**WHAT NEEDS TO BE DONE**
Repeat the material below word for word and leave out all pictures.

**DATA EXCERPT**
======
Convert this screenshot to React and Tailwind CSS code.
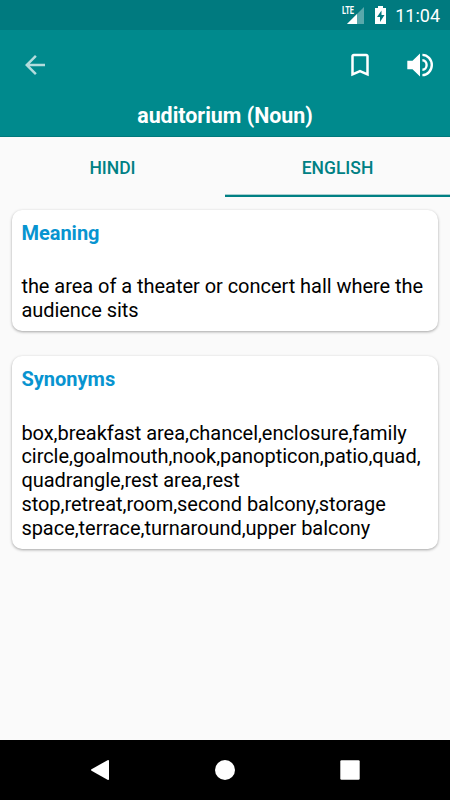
import React from 'react';

const StatusBar = () => (
  <div className="h-[30px] bg-[#007a7f] flex items-center justify-end pr-[10px] text-white">
    <svg className="w-[50px] h-[30px]" viewBox="340 0 50 30">
      <path d="M364 7V24H347Z" fill="#fff" fillOpacity="0.35" />
      <path d="M357 14V24H347Z" fill="#fff" />
      <rect x="341" y="5" width="14.500" height="10" fill="#007a7f" />
      <text x="342" y="14" fill="#fff" className="font-['Roboto',sans-serif] text-[11px] font-bold" textLength="12" lengthAdjust="spacingAndGlyphs">LTE</text>
      <path d="M378 6h5v2h3v16h-11V8h3z" fill="#fff" />
      <path d="M381.500 10.500l-4.500 6.500h3v5l4.500-7h-3z" fill="#007a7f" />
    </svg>
    <span className="ml-[5px] pt-px text-[18px] leading-[30px]">11:04</span>
  </div>
);

const AppBar = ({ title }) => (
  <header className="h-[107px] bg-[#008a8d] border-b border-[#00797c] text-white">
    <div className="h-[70px] pl-[20px] pr-[15px] flex items-center">
      <svg className="w-[30px] h-[30px] opacity-70" viewBox="0 0 24 24" fill="currentColor">
        <path d="M20 11H7.830l5.590-5.590L12 4l-8 8 8 8 1.410-1.410L7.830 13H20v-2z" />
      </svg>
      <svg className="ml-auto w-[30px] h-[30px]" viewBox="0 0 24 24" fill="currentColor">
        <path d="M17 3H7c-1.100 0-2 .9-2 2v16l7-3 7 3V5c0-1.100-.9-2-2-2zm0 15l-5-2.180L7 18V5h10v13z" />
      </svg>
      <svg className="ml-[30px] w-[30px] h-[30px]" viewBox="405 50 30 30" fill="none">
        <path d="M407.300 60.800h5.200l7.500-7.200v22.800l-7.500-7.200h-5.200z" fill="#fff" />
        <path d="M422.400 54.900a9.400 10.100 0 0 1 0 20.200M422.400 60.200a4.200 4.800 0 0 1 0 9.600" stroke="#fff" strokeWidth="2.400" />
      </svg>
    </div>
    <h1 className="text-center text-[21.400px] leading-[31px] font-bold">{title}</h1>
  </header>
);

const Tabs = ({ tabs, active }) => (
  <div className="h-[60px] flex text-[#008084] text-[17.500px] font-medium">
    {tabs.map(tab => (
      <div key={tab} className="flex-1 flex flex-col">
        <div className="flex-1 flex items-center justify-center pt-[6px]">{tab}</div>
        {tab === active && (
          <div className="h-[3px] border-t border-[#a9cfd0] bg-[#008084]" />
        )}
        {tab !== active && <div className="h-[3px]" />}
      </div>
    ))}
  </div>
);

const Card = ({ title, lines }) => (
  <section className="bg-white rounded-[10px] px-[9px] pt-[11px] pb-[8.250px] shadow-[0_1px_3px_rgba(0,0,0,0.35)]">
    <h2 className="text-[20px] leading-[24px] font-bold text-[#0894d0]">{title}</h2>
    <p className="mt-[30.250px] text-[20px] leading-[23.750px] tracking-[-0.040px] text-black whitespace-nowrap">
      {lines.map(line => (
        <span key={line} className="block">{line}</span>
      ))}
    </p>
  </section>
);

const NavBar = () => (
  <nav className="h-[60px] bg-black">
    <svg className="w-full h-full" viewBox="0 0 450 60" fill="#fff">
      <path d="M91.500 29.300L107.500 20.200Q109 19.500 109 21V39Q109 40.500 107.500 39.800L91.500 30.700Q90.500 30 91.500 29.300Z" />
      <circle cx="225" cy="30" r="10" />
      <rect x="340.300" y="20.300" width="19.400" height="19.400" rx="1.200" />
    </svg>
  </nav>
);

const meaning = [
  'the area of a theater or concert hall where the',
  'audience sits'
];

const synonyms = [
  'box,breakfast area,chancel,enclosure,family',
  'circle,goalmouth,nook,panopticon,patio,quad,',
  'quadrangle,rest area,rest',
  'stop,retreat,room,second balcony,storage',
  'space,terrace,turnaround,upper balcony'
];

const App = () => (
  <div className="w-[450px] h-[800px] flex flex-col overflow-hidden bg-[#fafafa] font-['Roboto',sans-serif]">
    <StatusBar />
    <AppBar title="auditorium (Noun)" />
    <Tabs tabs={['HINDI', 'ENGLISH']} active="ENGLISH" />
    <main className="flex-1 px-[12.400px] pt-[13px] flex flex-col gap-[25.250px]">
      <Card title="Meaning" lines={meaning} />
      <Card title="Synonyms" lines={synonyms} />
    </main>
    <NavBar />
  </div>
);

export default App;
======
**WORKED SOLUTION**
Convert this screenshot to React and Tailwind CSS code.
import React from 'react';

const StatusBar = () => (
  <div className="h-[30px] bg-[#007a7f] flex items-center justify-end pr-[10px] text-white">
    <svg className="w-[50px] h-[30px]" viewBox="340 0 50 30">
      <path d="M364 7V24H347Z" fill="#fff" fillOpacity="0.35" />
      <path d="M357 14V24H347Z" fill="#fff" />
      <rect x="341" y="5" width="14.500" height="10" fill="#007a7f" />
      <text x="342" y="14" fill="#fff" className="font-['Roboto',sans-serif] text-[11px] font-bold" textLength="12" lengthAdjust="spacingAndGlyphs">LTE</text>
      <path d="M378 6h5v2h3v16h-11V8h3z" fill="#fff" />
      <path d="M381.500 10.500l-4.500 6.500h3v5l4.500-7h-3z" fill="#007a7f" />
    </svg>
    <span className="ml-[5px] pt-px text-[18px] leading-[30px]">11:04</span>
  </div>
);

const AppBar = ({ title }) => (
  <header className="h-[107px] bg-[#008a8d] border-b border-[#00797c] text-white">
    <div className="h-[70px] pl-[20px] pr-[15px] flex items-center">
      <svg className="w-[30px] h-[30px] opacity-70" viewBox="0 0 24 24" fill="currentColor">
        <path d="M20 11H7.830l5.590-5.590L12 4l-8 8 8 8 1.410-1.410L7.830 13H20v-2z" />
      </svg>
      <svg className="ml-auto w-[30px] h-[30px]" viewBox="0 0 24 24" fill="currentColor">
        <path d="M17 3H7c-1.100 0-2 .9-2 2v16l7-3 7 3V5c0-1.100-.9-2-2-2zm0 15l-5-2.180L7 18V5h10v13z" />
      </svg>
      <svg className="ml-[30px] w-[30px] h-[30px]" viewBox="405 50 30 30" fill="none">
        <path d="M407.300 60.800h5.200l7.500-7.200v22.800l-7.500-7.200h-5.200z" fill="#fff" />
        <path d="M422.400 54.900a9.400 10.100 0 0 1 0 20.200M422.400 60.200a4.200 4.800 0 0 1 0 9.600" stroke="#fff" strokeWidth="2.400" />
      </svg>
    </div>
    <h1 className="text-center text-[21.400px] leading-[31px] font-bold">{title}</h1>
  </header>
);

const Tabs = ({ tabs, active }) => (
  <div className="h-[60px] flex text-[#008084] text-[17.500px] font-medium">
    {tabs.map(tab => (
      <div key={tab} className="flex-1 flex flex-col">
        <div className="flex-1 flex items-center justify-center pt-[6px]">{tab}</div>
        {tab === active && (
          <div className="h-[3px] border-t border-[#a9cfd0] bg-[#008084]" />
        )}
        {tab !== active && <div className="h-[3px]" />}
      </div>
    ))}
  </div>
);

const Card = ({ title, lines }) => (
  <section className="bg-white rounded-[10px] px-[9px] pt-[11px] pb-[8.250px] shadow-[0_1px_3px_rgba(0,0,0,0.35)]">
    <h2 className="text-[20px] leading-[24px] font-bold text-[#0894d0]">{title}</h2>
    <p className="mt-[30.250px] text-[20px] leading-[23.750px] tracking-[-0.040px] text-black whitespace-nowrap">
      {lines.map(line => (
        <span key={line} className="block">{line}</span>
      ))}
    </p>
  </section>
);

const NavBar = () => (
  <nav className="h-[60px] bg-black">
    <svg className="w-full h-full" viewBox="0 0 450 60" fill="#fff">
      <path d="M91.500 29.300L107.500 20.200Q109 19.500 109 21V39Q109 40.500 107.500 39.800L91.500 30.700Q90.500 30 91.500 29.300Z" />
      <circle cx="225" cy="30" r="10" />
      <rect x="340.300" y="20.300" width="19.400" height="19.400" rx="1.200" />
    </svg>
  </nav>
);

const meaning = [
  'the area of a theater or concert hall where the',
  'audience sits'
];

const synonyms = [
  'box,breakfast area,chancel,enclosure,family',
  'circle,goalmouth,nook,panopticon,patio,quad,',
  'quadrangle,rest area,rest',
  'stop,retreat,room,second balcony,storage',
  'space,terrace,turnaround,upper balcony'
];

const App = () => (
  <div className="w-[450px] h-[800px] flex flex-col overflow-hidden bg-[#fafafa] font-['Roboto',sans-serif]">
    <StatusBar />
    <AppBar title="auditorium (Noun)" />
    <Tabs tabs={['HINDI', 'ENGLISH']} active="ENGLISH" />
    <main className="flex-1 px-[12.400px] pt-[13px] flex flex-col gap-[25.250px]">
      <Card title="Meaning" lines={meaning} />
      <Card title="Synonyms" lines={synonyms} />
    </main>
    <NavBar />
  </div>
);

export default App;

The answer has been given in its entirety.